─── DATA SEGMENT

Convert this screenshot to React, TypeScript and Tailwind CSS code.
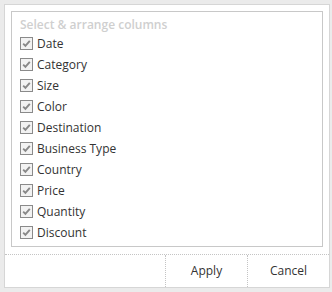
import { useState } from 'react';

const COLUMNS = [
    'Date',
    'Category',
    'Size',
    'Color',
    'Destination',
    'Business Type',
    'Country',
    'Price',
    'Quantity',
    'Discount',
];

const CheckBox = ({ checked, onClick }: { checked: boolean; onClick: () => void }) => (
    <span
        onClick={onClick}
        className="flex h-[13px] w-[13px] shrink-0 items-center justify-center border border-[#8a8a8a] bg-[#f2f2f2]"
    >
        {checked && (
            <svg width="9" height="9" viewBox="0 0 9 9">
                <path d="M1.2 4.6 L3.4 6.8 L7.8 1.8" fill="none" stroke="#888" strokeWidth="1.9" />
            </svg>
        )}
    </span>
);

const App = () => {
    const [checked, setChecked] = useState<boolean[]>(COLUMNS.map(() => true));

    const toggle = (i: number) =>
        setChecked((prev) => prev.map((c, j) => (j === i ? !c : c)));

    return (
        <div className="h-[292px] w-[332px] bg-[#ebebeb] p-1 font-['Open_Sans',sans-serif]">
            <div className="flex h-[284px] w-[326px] flex-col border border-[#d6d6d6] bg-white">
                {/* Column list */}
                <div className="mx-[6px] mt-[6px] h-[236px] border border-[#c8c8c8] px-[8px] pt-[5px]">
                    <p className="text-[12px] leading-[16px] font-semibold text-[#cfcfcf]">
                        Select &amp; arrange columns
                    </p>
                    <div className="flex flex-col">
                        {COLUMNS.map((c, i) => (
                            <label key={c} className="flex h-[21px] items-center gap-[4px]">
                                <CheckBox checked={checked[i]} onClick={() => toggle(i)} />
                                <span className="text-[12px] text-[#333]">{c}</span>
                            </label>
                        ))}
                    </div>
                </div>

                {/* Footer */}
                <div className="mt-auto flex h-[33px] border-t border-dotted border-[#c4c4c4]">
                    <div className="flex-1" />
                    <button className="w-[82px] border-l border-dotted border-[#c4c4c4] text-[12px] text-[#333]">
                        Apply
                    </button>
                    <button className="w-[82px] border-l border-dotted border-[#c4c4c4] text-[12px] text-[#333]">
                        Cancel
                    </button>
                </div>
            </div>
        </div>
    );
};

export default App;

──────

- _SET EXERCISE_: Copy the listing word for word, excluding its pictures.

- _TASK OUTPUT_:
Convert this screenshot to React, TypeScript and Tailwind CSS code.
import { useState } from 'react';

const COLUMNS = [
    'Date',
    'Category',
    'Size',
    'Color',
    'Destination',
    'Business Type',
    'Country',
    'Price',
    'Quantity',
    'Discount',
];

const CheckBox = ({ checked, onClick }: { checked: boolean; onClick: () => void }) => (
    <span
        onClick={onClick}
        className="flex h-[13px] w-[13px] shrink-0 items-center justify-center border border-[#8a8a8a] bg-[#f2f2f2]"
    >
        {checked && (
            <svg width="9" height="9" viewBox="0 0 9 9">
                <path d="M1.2 4.6 L3.4 6.8 L7.8 1.8" fill="none" stroke="#888" strokeWidth="1.9" />
            </svg>
        )}
    </span>
);

const App = () => {
    const [checked, setChecked] = useState<boolean[]>(COLUMNS.map(() => true));

    const toggle = (i: number) =>
        setChecked((prev) => prev.map((c, j) => (j === i ? !c : c)));

    return (
        <div className="h-[292px] w-[332px] bg-[#ebebeb] p-1 font-['Open_Sans',sans-serif]">
            <div className="flex h-[284px] w-[326px] flex-col border border-[#d6d6d6] bg-white">
                {/* Column list */}
                <div className="mx-[6px] mt-[6px] h-[236px] border border-[#c8c8c8] px-[8px] pt-[5px]">
                    <p className="text-[12px] leading-[16px] font-semibold text-[#cfcfcf]">
                        Select &amp; arrange columns
                    </p>
                    <div className="flex flex-col">
                        {COLUMNS.map((c, i) => (
                            <label key={c} className="flex h-[21px] items-center gap-[4px]">
                                <CheckBox checked={checked[i]} onClick={() => toggle(i)} />
                                <span className="text-[12px] text-[#333]">{c}</span>
                            </label>
                        ))}
                    </div>
                </div>

                {/* Footer */}
                <div className="mt-auto flex h-[33px] border-t border-dotted border-[#c4c4c4]">
                    <div className="flex-1" />
                    <button className="w-[82px] border-l border-dotted border-[#c4c4c4] text-[12px] text-[#333]">
                        Apply
                    </button>
                    <button className="w-[82px] border-l border-dotted border-[#c4c4c4] text-[12px] text-[#333]">
                        Cancel
                    </button>
                </div>
            </div>
        </div>
    );
};

export default App;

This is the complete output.